▸ **Recorded data**:
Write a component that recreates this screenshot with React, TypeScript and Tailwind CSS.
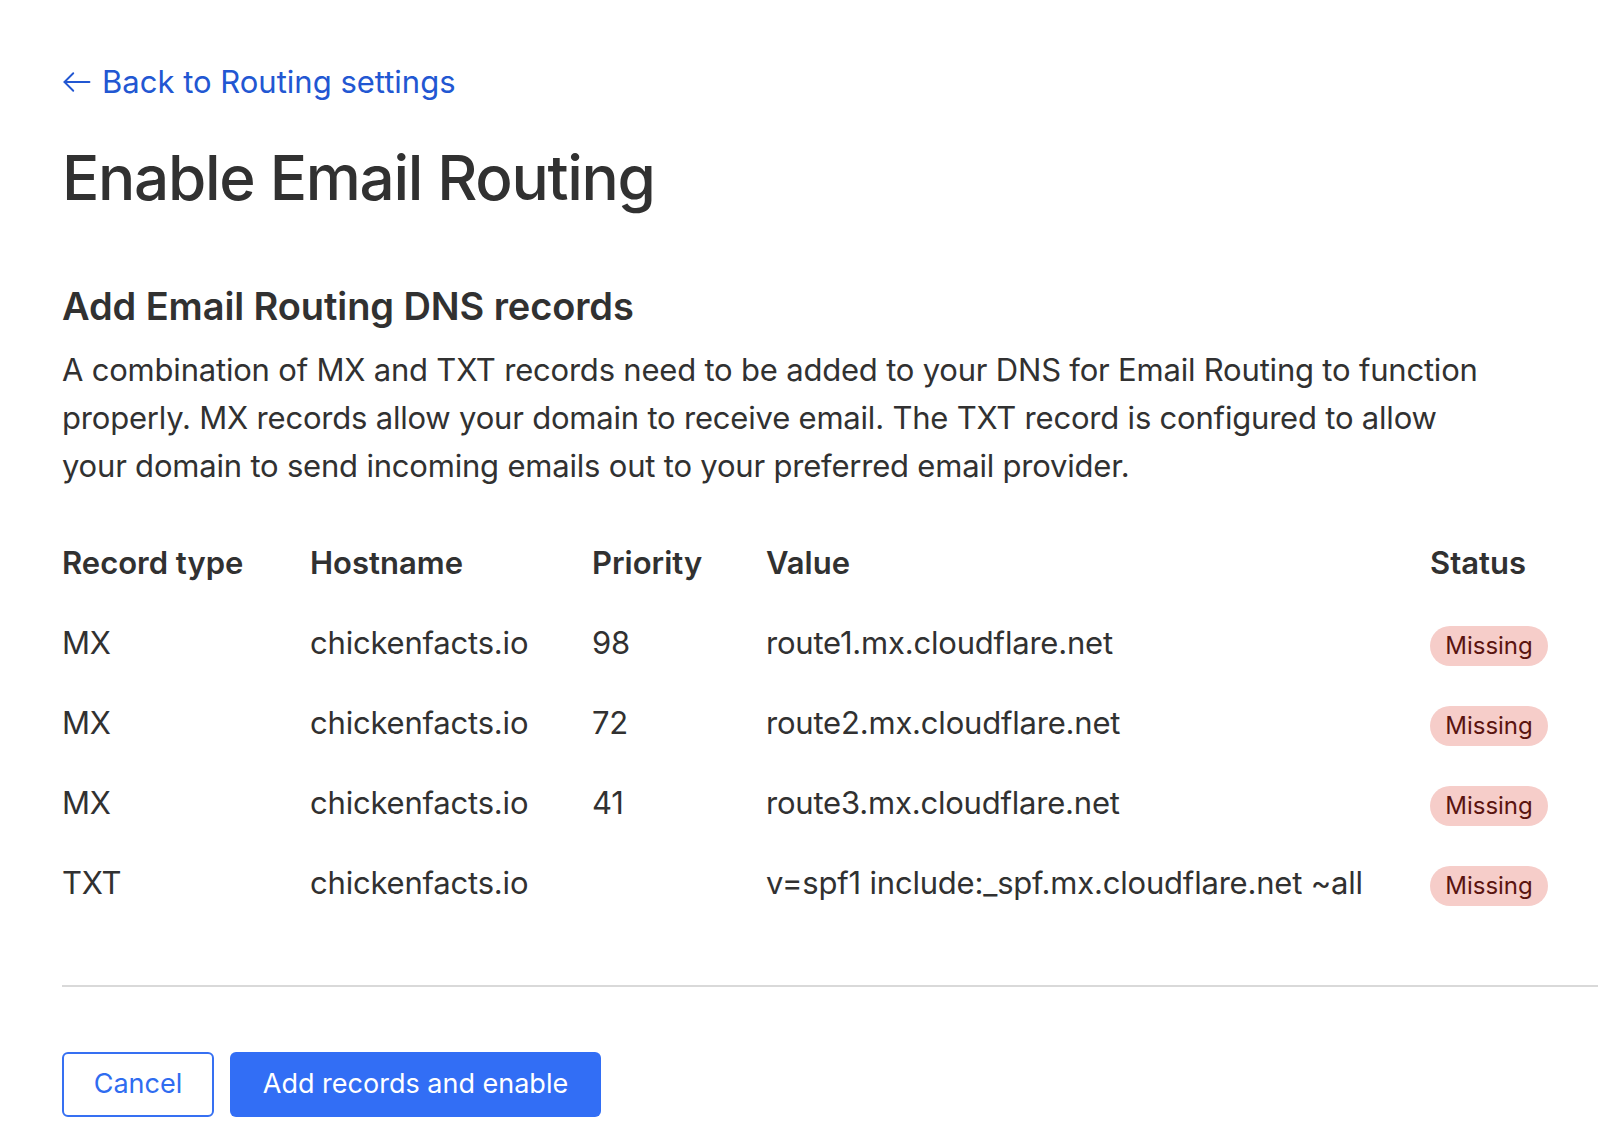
import React from "react";

const rows = [
  { type: "MX", host: "chickenfacts.io", priority: "98", value: "route1.mx.cloudflare.net" },
  { type: "MX", host: "chickenfacts.io", priority: "72", value: "route2.mx.cloudflare.net" },
  { type: "MX", host: "chickenfacts.io", priority: "41", value: "route3.mx.cloudflare.net" },
  { type: "TXT", host: "chickenfacts.io", priority: "", value: "v=spf1 include:_spf.mx.cloudflare.net ~all" },
];

export default function App() {
  return (
    <div
      className="min-h-screen bg-white pl-[62px] text-[#313131]"
      style={{ fontFamily: "Inter, 'Noto Sans', sans-serif" }}
    >
      <div className="pt-[62px]">
        <a href="#" className="flex items-center gap-[10px] text-[31px] leading-[40px] text-[#2257d2]">
          <svg width="30" height="30" viewBox="0 0 24 24" fill="none" stroke="currentColor" strokeWidth="1.5" strokeLinecap="round" strokeLinejoin="round">
            <path d="M22 12H2" />
            <path d="M9 5l-7 7 7 7" />
          </svg>
          <span>Back to Routing settings</span>
        </a>
      </div>
      <h1 className="mt-[40px] text-[62px] leading-[72px] font-medium tracking-[-1.3px]">Enable Email Routing</h1>
      <h2 className="mt-[70px] text-[38px] leading-[44px] font-semibold tracking-[-0.1px]">Add Email Routing DNS records</h2>
      <p className="mt-[18px] max-w-[1425px] text-[31px] leading-[48px] tracking-[-0.2px]">
        A combination of MX and TXT records need to be added to your DNS for Email Routing to function properly. MX records allow your domain to receive email. The TXT record is configured to allow your domain to send incoming emails out to your preferred email provider.
      </p>
      <div className="mt-[50px] text-[31px] tracking-[-0.2px]">
        <div className="grid grid-cols-[248px_282px_174px_664px_1fr] h-[44px] items-center font-semibold tracking-normal">
          <div>Record type</div>
          <div>Hostname</div>
          <div>Priority</div>
          <div>Value</div>
          <div>Status</div>
        </div>
        <div className="mt-[19px]">
          {rows.map((r, i) => (
            <div key={i} className="grid grid-cols-[248px_282px_174px_664px_1fr] h-[80px] items-center">
              <div>{r.type}</div>
              <div>{r.host}</div>
              <div>{r.priority}</div>
              <div>{r.value}</div>
              <div>
                <span className="inline-flex h-[40px] w-[118px] items-center justify-center rounded-full bg-[#f6cdc9] text-[24px] tracking-normal text-[#5a1410]">
                  Missing
                </span>
              </div>
            </div>
          ))}
        </div>
      </div>
      <div className="mt-[62px] h-[2px] bg-[#d9d9d9]" />
      <div className="mt-[65px] flex gap-[16px]">
        <button className="h-[65px] w-[152px] rounded-[6px] border-2 border-[#3670f2] bg-white text-[27px] text-[#2f6cf0]">
          Cancel
        </button>
        <button className="h-[65px] w-[371px] rounded-[6px] bg-[#326ef5] text-[27px] text-white">
          Add records and enable
        </button>
      </div>
    </div>
  );
}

▸ **Written problem**: The listing above needs to be output again exactly. Don't include the pictures.

▸ **Right answer**:
Write a component that recreates this screenshot with React, TypeScript and Tailwind CSS.
import React from "react";

const rows = [
  { type: "MX", host: "chickenfacts.io", priority: "98", value: "route1.mx.cloudflare.net" },
  { type: "MX", host: "chickenfacts.io", priority: "72", value: "route2.mx.cloudflare.net" },
  { type: "MX", host: "chickenfacts.io", priority: "41", value: "route3.mx.cloudflare.net" },
  { type: "TXT", host: "chickenfacts.io", priority: "", value: "v=spf1 include:_spf.mx.cloudflare.net ~all" },
];

export default function App() {
  return (
    <div
      className="min-h-screen bg-white pl-[62px] text-[#313131]"
      style={{ fontFamily: "Inter, 'Noto Sans', sans-serif" }}
    >
      <div className="pt-[62px]">
        <a href="#" className="flex items-center gap-[10px] text-[31px] leading-[40px] text-[#2257d2]">
          <svg width="30" height="30" viewBox="0 0 24 24" fill="none" stroke="currentColor" strokeWidth="1.5" strokeLinecap="round" strokeLinejoin="round">
            <path d="M22 12H2" />
            <path d="M9 5l-7 7 7 7" />
          </svg>
          <span>Back to Routing settings</span>
        </a>
      </div>
      <h1 className="mt-[40px] text-[62px] leading-[72px] font-medium tracking-[-1.3px]">Enable Email Routing</h1>
      <h2 className="mt-[70px] text-[38px] leading-[44px] font-semibold tracking-[-0.1px]">Add Email Routing DNS records</h2>
      <p className="mt-[18px] max-w-[1425px] text-[31px] leading-[48px] tracking-[-0.2px]">
        A combination of MX and TXT records need to be added to your DNS for Email Routing to function properly. MX records allow your domain to receive email. The TXT record is configured to allow your domain to send incoming emails out to your preferred email provider.
      </p>
      <div className="mt-[50px] text-[31px] tracking-[-0.2px]">
        <div className="grid grid-cols-[248px_282px_174px_664px_1fr] h-[44px] items-center font-semibold tracking-normal">
          <div>Record type</div>
          <div>Hostname</div>
          <div>Priority</div>
          <div>Value</div>
          <div>Status</div>
        </div>
        <div className="mt-[19px]">
          {rows.map((r, i) => (
            <div key={i} className="grid grid-cols-[248px_282px_174px_664px_1fr] h-[80px] items-center">
              <div>{r.type}</div>
              <div>{r.host}</div>
              <div>{r.priority}</div>
              <div>{r.value}</div>
              <div>
                <span className="inline-flex h-[40px] w-[118px] items-center justify-center rounded-full bg-[#f6cdc9] text-[24px] tracking-normal text-[#5a1410]">
                  Missing
                </span>
              </div>
            </div>
          ))}
        </div>
      </div>
      <div className="mt-[62px] h-[2px] bg-[#d9d9d9]" />
      <div className="mt-[65px] flex gap-[16px]">
        <button className="h-[65px] w-[152px] rounded-[6px] border-2 border-[#3670f2] bg-white text-[27px] text-[#2f6cf0]">
          Cancel
        </button>
        <button className="h-[65px] w-[371px] rounded-[6px] bg-[#326ef5] text-[27px] text-white">
          Add records and enable
        </button>
      </div>
    </div>
  );
}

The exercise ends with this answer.